Summary. The paper reports a search for highly-ionizing magnetic monopoles in the cosmic-ray flux using a 2713-day dataset from the 14 kt NOvA Far Detector. No signal is observed across 7e-4 < beta < 0.995, yielding 90% CL flux upper limits of 2 x 10^{-16} cm^{-2} s^{-1} sr^{-1} for heavy monopoles (m > 10^{13} GeV, 0.005 < beta < 0.8) that can arrive from above or below the Earth, and 8 x 10^{-16} cm^{-2} s^{-1} sr^{-1} for lighter monopoles (m > 10^8 GeV) from above only. The limits are presented as the strongest in several regions of the mass-speed parameter space.

Significance. If the underlying ionization and acceptance model is accurate, the result would strengthen existing constraints on monopole fluxes by exploiting the detector's large surface area and minimal overburden, enabling sensitivity to both downward and upward-going particles over a broad beta range. This constitutes a useful experimental contribution to monopole searches.

major comments (1)
  1. The energy-loss and ionization model for monopoles in the scintillator and surrounding Earth material is used to compute signal efficiency across the quoted beta and mass ranges. The abstract and sensitivity statements provide no quantitative uncertainty or cross-check on this model in the low-beta regime (7 x 10^{-4} < beta < 0.005), which directly determines whether sufficient hits above threshold are produced while traversing the detector or the full Earth diameter; any systematic bias here would alter the derived flux limits.

Simulated Author's Rebuttal

1 responses · 0 unresolved

We thank the referee for their careful review and constructive comments on our manuscript. We address the single major comment below and describe the revisions we will implement.

read point-by-point responses
  1. Referee: The energy-loss and ionization model for monopoles in the scintillator and surrounding Earth material is used to compute signal efficiency across the quoted beta and mass ranges. The abstract and sensitivity statements provide no quantitative uncertainty or cross-check on this model in the low-beta regime (7 x 10^{-4} < beta < 0.005), which directly determines whether sufficient hits above threshold are produced while traversing the detector or the full Earth diameter; any systematic bias here would alter the derived flux limits.

    Authors: We agree that an explicit quantitative assessment of uncertainties in the ionization and energy-loss model would strengthen the presentation, particularly for the low-beta regime where the model determines whether monopoles produce sufficient hits to be detected after traversing the detector or the Earth. The calculations in the manuscript follow the standard modified Bethe-Bloch formalism for magnetic monopoles, with detector response modeled via Monte Carlo simulation of the NOvA geometry and scintillator properties.
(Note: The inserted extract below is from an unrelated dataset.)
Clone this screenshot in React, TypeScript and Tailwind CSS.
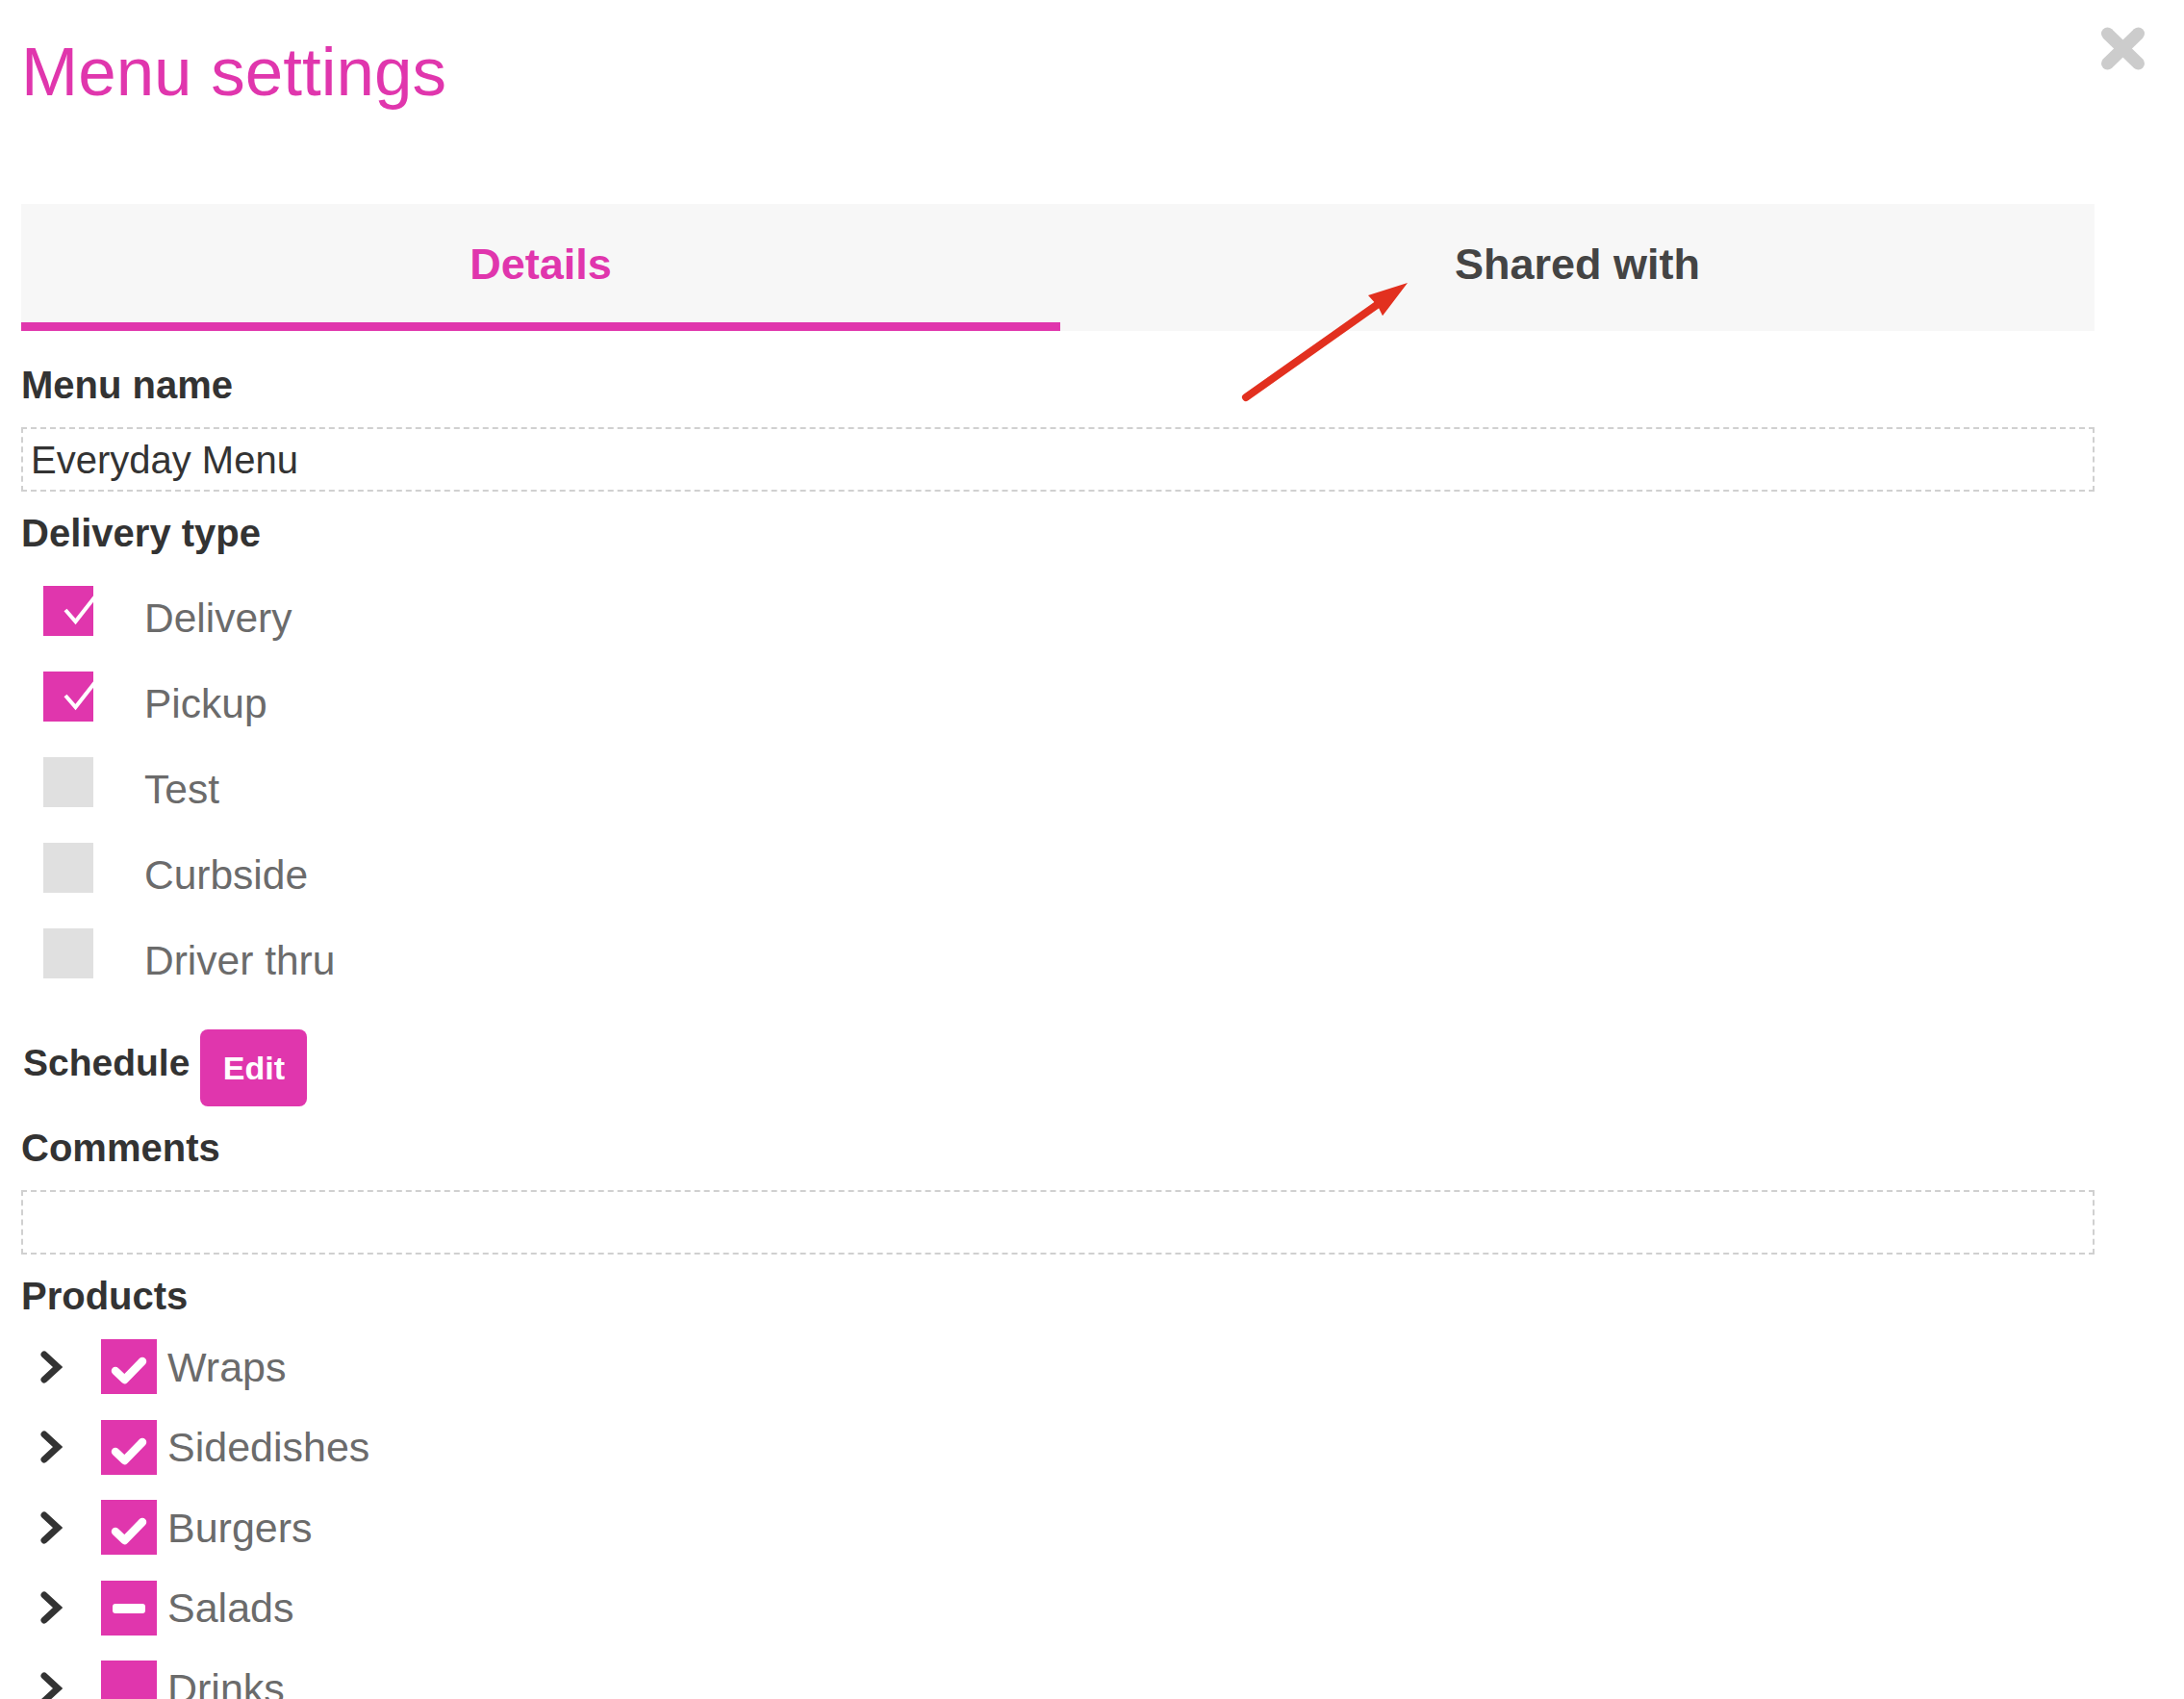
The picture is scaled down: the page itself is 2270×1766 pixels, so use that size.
import React from "react";

const FONT = { fontFamily: '"Liberation Sans", Arial, Helvetica, sans-serif' };

function CloseIcon() {
  return (
    <svg width="47" height="45" viewBox="0 0 47 45" className="block">
      <line x1="7.5" y1="7" x2="39.5" y2="38" stroke="#cccccc" strokeWidth="13" strokeLinecap="round" />
      <line x1="39.5" y1="7" x2="7.5" y2="38" stroke="#cccccc" strokeWidth="13" strokeLinecap="round" />
    </svg>
  );
}

function ThinCheckBox({ checked }: { checked: boolean }) {
  if (!checked) {
    return <div className="w-[52px] h-[52px] bg-[#e0e0e0] shrink-0" />;
  }
  return (
    <div className="w-[52px] h-[52px] bg-[#e036ad] shrink-0 overflow-hidden">
      <svg width="52" height="52" viewBox="0 0 52 52" className="block overflow-hidden">
        <polyline points="23,25 33.5,37 58,6" fill="none" stroke="#ffffff" strokeWidth="4" />
      </svg>
    </div>
  );
}

function ProductBox({ state }: { state: "check" | "partial" | "none" }) {
  return (
    <div className="w-[58px] h-[57px] bg-[#e036ad] shrink-0">
      <svg width="58" height="57" viewBox="0 0 58 57" className="block">
        {state === "check" && (
          <polyline
            points="15,33 24.5,42 43,23"
            fill="none"
            stroke="#ffffff"
            strokeWidth="8.5"
            strokeLinecap="round"
            strokeLinejoin="round"
          />
        )}
        {state === "partial" && <rect x="12" y="24" width="34" height="10" rx="3" fill="#ffffff" />}
      </svg>
    </div>
  );
}

function Chevron() {
  return (
    <svg width="24" height="36" viewBox="0 0 24 36" className="block shrink-0">
      <polyline
        points="5,5 19,18 5,31"
        fill="none"
        stroke="#333333"
        strokeWidth="7"
        strokeLinecap="round"
        strokeLinejoin="miter"
      />
    </svg>
  );
}

function Arrow() {
  return (
    <svg width="190" height="140" viewBox="0 0 190 140" className="block">
      <line x1="10" y1="128" x2="146" y2="32" stroke="#e2301f" strokeWidth="8" strokeLinecap="round" />
      <polygon points="178,9 152,43.3 147,33 137,22.1" fill="#e2301f" />
    </svg>
  );
}

const deliveryTypes = [
  { label: "Delivery", checked: true },
  { label: "Pickup", checked: true },
  { label: "Test", checked: false },
  { label: "Curbside", checked: false },
  { label: "Driver thru", checked: false },
];

const products: { label: string; state: "check" | "partial" | "none" }[] = [
  { label: "Wraps", state: "check" },
  { label: "Sidedishes", state: "check" },
  { label: "Burgers", state: "check" },
  { label: "Salads", state: "partial" },
  { label: "Drinks", state: "none" },
];

function Label({ children, className = "" }: { children: React.ReactNode; className?: string }) {
  return (
    <div className={"text-[40px] leading-[45px] font-bold text-[#333333] " + className}>{children}</div>
  );
}

export default function App() {
  return (
    <div className="relative w-[2270px] h-[1766px] overflow-hidden bg-white" style={FONT}>
      <div className="pl-[22px] w-[2230px]">
        {/* Header */}
        <div className="flex justify-between items-start pt-[28px]">
          <h1 className="mt-[7px] text-[71px] leading-[80px] font-normal text-[#e036ad]">Menu settings</h1>
          <button className="block">
            <CloseIcon />
          </button>
        </div>

        <div className="w-[2155px]">
          {/* Tabs */}
          <div className="mt-[97px] flex bg-[#f7f7f7] h-[132px]">
            <div className="w-[1080px] shrink-0 h-[132px] box-border pt-[37px] border-b-[9px] border-[#e036ad] text-center text-[45px] leading-[52px] font-bold text-[#e036ad]">
              Details
            </div>
            <div className="flex-1 h-[132px] box-border pt-[37px] border-b-[9px] border-transparent text-center text-[45px] leading-[52px] font-bold text-[#444444]">
              Shared with
            </div>
          </div>

          {/* Menu name */}
          <Label className="mt-[34px]">Menu name</Label>
          <div className="mt-[21px] h-[67px] border-2 border-dashed border-[#d0d0d0] flex items-center pl-[8px] text-[40px] text-[#333333]">
            Everyday Menu
          </div>

          {/* Delivery type */}
          <Label className="mt-[21px]">Delivery type</Label>
          <div className="mt-[32px] flex flex-col">
            {deliveryTypes.map((d) => (
              <div key={d.label} className="h-[89px] flex items-start pl-[23px]">
                <ThinCheckBox checked={d.checked} />
                <span className="ml-[53px] mt-[10px] text-[42.5px] leading-[48px] text-[#6b6b6b]">{d.label}</span>
              </div>
            ))}
          </div>

          {/* Schedule */}
          <div className="mt-[16px] flex items-start">
            <div className="mt-[12px] ml-[2px] text-[39px] leading-[45px] font-bold text-[#333333]">Schedule</div>
            <button className="ml-[11px] w-[111px] h-[80px] rounded-[8px] bg-[#e036ad] text-white text-[34px] font-bold flex items-center justify-center">
              Edit
            </button>
          </div>

          {/* Comments */}
          <Label className="mt-[21px]">Comments</Label>
          <div className="mt-[21px] h-[67px] border-2 border-dashed border-[#d0d0d0]" />

          {/* Products */}
          <Label className="mt-[21px]">Products</Label>
          <div className="mt-[9px] flex flex-col">
            {products.map((p) => (
              <div key={p.label} className="h-[83.5px] flex items-center pl-[19px]">
                <Chevron />
                <div className="ml-[40px]">
                  <ProductBox state={p.state} />
                </div>
                <span className="ml-[11px] text-[43px] leading-[48px] text-[#6b6b6b]">{p.label}</span>
              </div>
            ))}
          </div>
        </div>
      </div>

      {/* Annotation arrow */}
      <div className="absolute left-[1285px] top-[285px] pointer-events-none">
        <Arrow />
      </div>
    </div>
  );
}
We will add a dedicated subsection to the methods section that (i) summarizes the model assumptions and input parameters, (ii) presents cross-checks against alternative stopping-power calculations and variations in material composition, and (iii) quantifies the resulting systematic uncertainty on signal efficiency (estimated at the 15-25% level) and its propagation into the flux limits. We will also revise the abstract and sensitivity statements to note the inclusion of this uncertainty. These changes will be incorporated in the next version of the manuscript. revision: yes

Circularity Check

0 steps flagged

No circularity: experimental null-result limits from data counts and external model

full rationale

The paper reports a direct experimental search for monopoles in cosmic rays using the NOvA Far Detector. No signal is observed in 2713 days of data, and flux upper limits are computed from the observed event counts (zero candidates) combined with an acceptance/efficiency that folds in an assumed dE/dx ionization model for monopoles. This model is an external theoretical input, not derived from or fitted to the present dataset in a self-referential loop. No equations in the paper reduce a claimed prediction or limit back to the paper's own fitted parameters or self-citations by construction. The derivation chain is therefore self-contained against external benchmarks (detector response, background rates, and standard monopole energy-loss calculations), warranting a score of 0.

Axiom & Free-Parameter Ledger

0 free parameters · 1 axioms · 0 invented entities

The central claim rests on standard assumptions about monopole ionization and detector response that are not detailed in the abstract; no free parameters or invented entities are explicitly introduced in the provided text.

axioms (1)
  • domain assumption Magnetic monopoles produce a distinctive, highly ionizing signature in the NOvA liquid scintillator that can be distinguished from background.
    This assumption defines the signal region and acceptance used to convert non-observation into a flux limit.